-- START OF Supplied data --
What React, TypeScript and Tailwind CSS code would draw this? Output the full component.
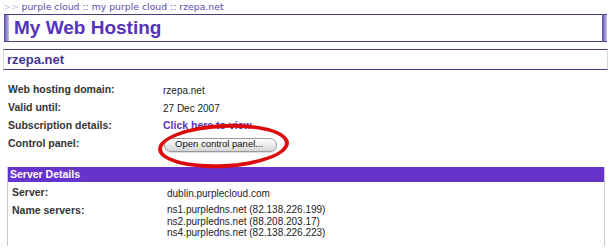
const body = "font-['Liberation_Sans',Arial,sans-serif]";
const crumb = "font-['DejaVu_Sans',Verdana,sans-serif]";

const InfoRow = ({label, children}: {label: string; children: React.ReactNode}) => (
  <div className="flex h-[18px] items-center">
    <div className="w-[155px] shrink-0 text-[10.5px] font-bold text-[#333]">{label}</div>
    <div className="text-[10px] text-[#222]">{children}</div>
  </div>
);

const App = () => {
  return (
    <div className={`w-[612px] h-[251px] overflow-hidden bg-white ${body}`}>
      <div className={`h-[14px] pl-[3px] pt-[1px] text-[9.3px] leading-[12px] text-[#5b4aa8] ${crumb}`}>
        <span className="text-[#c8c4dc]">&gt;&gt; </span>
        purple cloud :: my purple cloud :: rzepa.net
      </div>

      <div className="ml-[4px] flex h-[28px] w-[603px] border-y border-[#4b3d85]">
        <div className="w-[5px] bg-gradient-to-r from-[#5a4aa8] to-[#c9c3e6]" />
        <h1 className="flex-1 pl-[5px] text-[19px] font-bold leading-[26px] text-[#5533bb]">My Web Hosting</h1>
        <div className="w-[5px] bg-gradient-to-r from-[#5a4aa8] to-[#c9c3e6]" />
      </div>

      <div className="ml-[3px] mt-[7px] h-[21px] w-[605px] border-y border-x border-y-[#4b3d85] border-x-[#d6d6d6] pl-[3px] text-[13px] font-bold leading-[19px] text-[#44338f]">
        rzepa.net
      </div>

      <div className="pl-[8px] pt-[11px]">
        <InfoRow label="Web hosting domain:">rzepa.net</InfoRow>
        <InfoRow label="Valid until:">27 Dec 2007</InfoRow>
        <InfoRow label="Subscription details:">
          <a className="text-[10.5px] font-bold text-[#5533bb]">Click here to view</a>
        </InfoRow>
        <InfoRow label="Control panel:">
          <div className="relative">
            <button className="ml-[1px] mt-[1px] flex h-[14px] w-[113px] items-center rounded-full border border-[#9a9a9a] bg-gradient-to-b from-[#ffffff] to-[#d6d6d6] pl-[10px] text-[9.5px] text-[#111] shadow-[0_1px_1px_rgba(0,0,0,0.15)]">
              Open control panel...
            </button>
            <div className="absolute left-[-5px] top-[-14px] h-[44px] w-[131px] rotate-[-3deg] rounded-[50%] border-[4px] border-[#dd0a0a]" />
          </div>
        </InfoRow>
      </div>

      <div className="ml-[7px] mt-[14px] h-[79px] w-[598px] border-x border-[#c8c8c8]">
        <div className="h-[15px] bg-[#6633cc] pl-[2px] text-[10.5px] font-bold leading-[15px] text-white">Server Details</div>
        <div className="pl-[4px] pt-[2px]">
          <div className="flex h-[18px] items-center">
            <div className="w-[155px] shrink-0 text-[10.5px] font-bold text-[#333]">Server:</div>
            <div className="text-[10px] text-[#222]">dublin.purplecloud.com</div>
          </div>
          <div className="mt-[2px] flex">
            <div className="w-[155px] shrink-0 text-[10.5px] font-bold leading-[12px] text-[#333]">Name servers:</div>
            <div className="text-[10px] leading-[11.5px] text-[#222]">
              <div>ns1.purpledns.net (82.138.226.199)</div>
              <div>ns2.purpledns.net (88.208.203.17)</div>
              <div>ns4.purpledns.net (82.138.226.223)</div>
            </div>
          </div>
        </div>
      </div>

      <div className="pl-[10px] pt-[3px] text-[10.5px] font-bold leading-[12px] text-[#d0d0d0]">Back</div>
    </div>
  );
};

export default App;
-- END OF Supplied data --
Description of the task:
Restate the full listing verbatim and drop every picture.

Solved exercise:
What React, TypeScript and Tailwind CSS code would draw this? Output the full component.
const body = "font-['Liberation_Sans',Arial,sans-serif]";
const crumb = "font-['DejaVu_Sans',Verdana,sans-serif]";

const InfoRow = ({label, children}: {label: string; children: React.ReactNode}) => (
  <div className="flex h-[18px] items-center">
    <div className="w-[155px] shrink-0 text-[10.5px] font-bold text-[#333]">{label}</div>
    <div className="text-[10px] text-[#222]">{children}</div>
  </div>
);

const App = () => {
  return (
    <div className={`w-[612px] h-[251px] overflow-hidden bg-white ${body}`}>
      <div className={`h-[14px] pl-[3px] pt-[1px] text-[9.3px] leading-[12px] text-[#5b4aa8] ${crumb}`}>
        <span className="text-[#c8c4dc]">&gt;&gt; </span>
        purple cloud :: my purple cloud :: rzepa.net
      </div>

      <div className="ml-[4px] flex h-[28px] w-[603px] border-y border-[#4b3d85]">
        <div className="w-[5px] bg-gradient-to-r from-[#5a4aa8] to-[#c9c3e6]" />
        <h1 className="flex-1 pl-[5px] text-[19px] font-bold leading-[26px] text-[#5533bb]">My Web Hosting</h1>
        <div className="w-[5px] bg-gradient-to-r from-[#5a4aa8] to-[#c9c3e6]" />
      </div>

      <div className="ml-[3px] mt-[7px] h-[21px] w-[605px] border-y border-x border-y-[#4b3d85] border-x-[#d6d6d6] pl-[3px] text-[13px] font-bold leading-[19px] text-[#44338f]">
        rzepa.net
      </div>

      <div className="pl-[8px] pt-[11px]">
        <InfoRow label="Web hosting domain:">rzepa.net</InfoRow>
        <InfoRow label="Valid until:">27 Dec 2007</InfoRow>
        <InfoRow label="Subscription details:">
          <a className="text-[10.5px] font-bold text-[#5533bb]">Click here to view</a>
        </InfoRow>
        <InfoRow label="Control panel:">
          <div className="relative">
            <button className="ml-[1px] mt-[1px] flex h-[14px] w-[113px] items-center rounded-full border border-[#9a9a9a] bg-gradient-to-b from-[#ffffff] to-[#d6d6d6] pl-[10px] text-[9.5px] text-[#111] shadow-[0_1px_1px_rgba(0,0,0,0.15)]">
              Open control panel...
            </button>
            <div className="absolute left-[-5px] top-[-14px] h-[44px] w-[131px] rotate-[-3deg] rounded-[50%] border-[4px] border-[#dd0a0a]" />
          </div>
        </InfoRow>
      </div>

      <div className="ml-[7px] mt-[14px] h-[79px] w-[598px] border-x border-[#c8c8c8]">
        <div className="h-[15px] bg-[#6633cc] pl-[2px] text-[10.5px] font-bold leading-[15px] text-white">Server Details</div>
        <div className="pl-[4px] pt-[2px]">
          <div className="flex h-[18px] items-center">
            <div className="w-[155px] shrink-0 text-[10.5px] font-bold text-[#333]">Server:</div>
            <div className="text-[10px] text-[#222]">dublin.purplecloud.com</div>
          </div>
          <div className="mt-[2px] flex">
            <div className="w-[155px] shrink-0 text-[10.5px] font-bold leading-[12px] text-[#333]">Name servers:</div>
            <div className="text-[10px] leading-[11.5px] text-[#222]">
              <div>ns1.purpledns.net (82.138.226.199)</div>
              <div>ns2.purpledns.net (88.208.203.17)</div>
              <div>ns4.purpledns.net (82.138.226.223)</div>
            </div>
          </div>
        </div>
      </div>

      <div className="pl-[10px] pt-[3px] text-[10.5px] font-bold leading-[12px] text-[#d0d0d0]">Back</div>
    </div>
  );
};

export default App;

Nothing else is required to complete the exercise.